The Federal Housing Finance Agency (FHFA) and the U.S. Department of the Treasury have amended Fannie Mae and Freddie Mac’s Preferred Stock Purchase Agreements (PSPAs), taking an initial step that paves the way for the Trump administration to take the government-sponsored enterprises (GSEs) out of conservatorship.
The FHFA and Treasury have agreed to delete the provisions of the PSPAs that were suspended pursuant to their September 14, 2021 Letter Agreement and to make other modifications.
At that time, the FHFA and the Treasury announced that they had amended Fannie Mae and Freddie Mac’s PSPAs in order to enable to the GSEs to continue to retain earnings until they satisfied the requirements of the 2020 GSE capital rule.
The new amendment to the PSPAs restores the right of the Treasury to consent to a release of the GSEs from conservatorship. This is consistent with the terms of the PSPAs from 2008 to 2021.
The new amendment is a relatively small step in the gargantuan task of transitioning the GSEs out of conservatorship – a job which the FHFA, along with the Treasury, have been working on for years.
It is currently unclear whether the Fannie and Freddie will become fully privatized or will continue to benefit from a federal backstop after the transition, a plan for which is yet to be presented.
The changes will provide Fannie Mae and Freddie Mac with more flexibility to better support access to homeownership and rental housing, FHFA says in its release.
In addition, the amendments clarify that the GSEs must meet the capital requirements established by FHFA as amended over time. The amendments also include technical changes or clarifications applicable to the Enterprises’ financial reporting.
At the time the original PSPAs were executed in September 2008, written Treasury consent was required before the conservatorships could be terminated. The new amendments being currently proposed restore that consent right, signaling that the Trump administration is serious about taking the GSEs out of conservatorship.
The FHFA and Treasury agree that the path to ending the conservatorships should be based on the financial condition of the GSEs and potential impact of termination on the housing market.
Accordingly, the FHFA and Treasury have agreed to a process for eventual public input on termination options and potential impacts.
“The GSEs play a vital role in the national housing finance system,” says Sandra L. Thompson, director of the FHFA, in a statement. “Today’s announcement will reassure stakeholders that the enterprises’ eventual release from conservatorship will follow a methodical process intended to minimize disruption to the housing and financial markets.”
In a statement, Bob Broeksmit, CMB, chairman of the Mortgage Bankers Association, applauded the action but also urged the FHFA to proceed cautiously with the transition, so as to not disrupt the housing market.
“The MBA believes strongly that any efforts to remove Fannie Mae and Freddie Mac from their federal government conservatorships must fully consider the impact on single-family and multifamily housing markets and overall financial stability,” Broeksmit says. “This includes the critical move that Congress establishes an explicit federal backstop for mortgage-backed securities.”
“Conservatorship was never intended to be perpetual, and we support efforts toward the GSEs’ release.

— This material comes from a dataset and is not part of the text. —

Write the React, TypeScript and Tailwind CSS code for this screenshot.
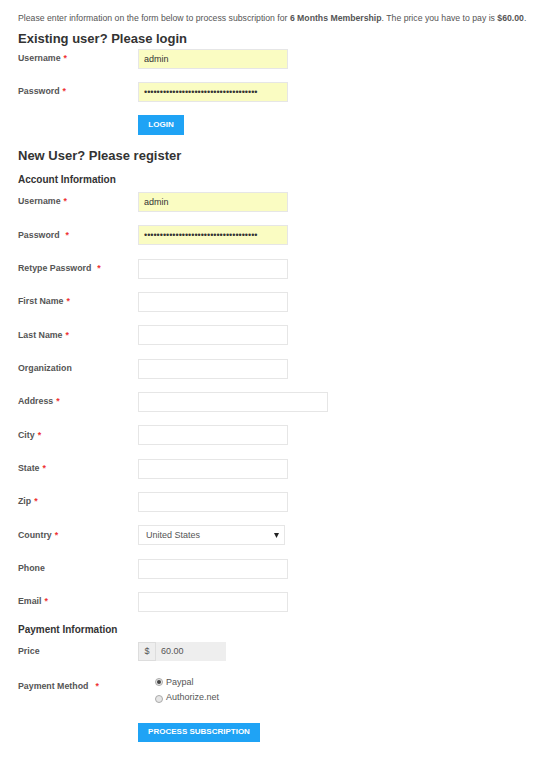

We appreciate the rationale behind today’s changes to the PSPAs, which are designed to foster transparency across government agencies, share market impact analysis, and give appropriate time for market participants to provide feedback on proposed reforms,” Broeksmit adds. “The GSEs are integral to homeownership and rental housing, and the transition to a post-conservatorship era must be done the right way with an ample timeline. MBA stands ready to work with the incoming Trump administration at the White House, Treasury Department, and FHFA — and also with the Congress — to ensure that happens.”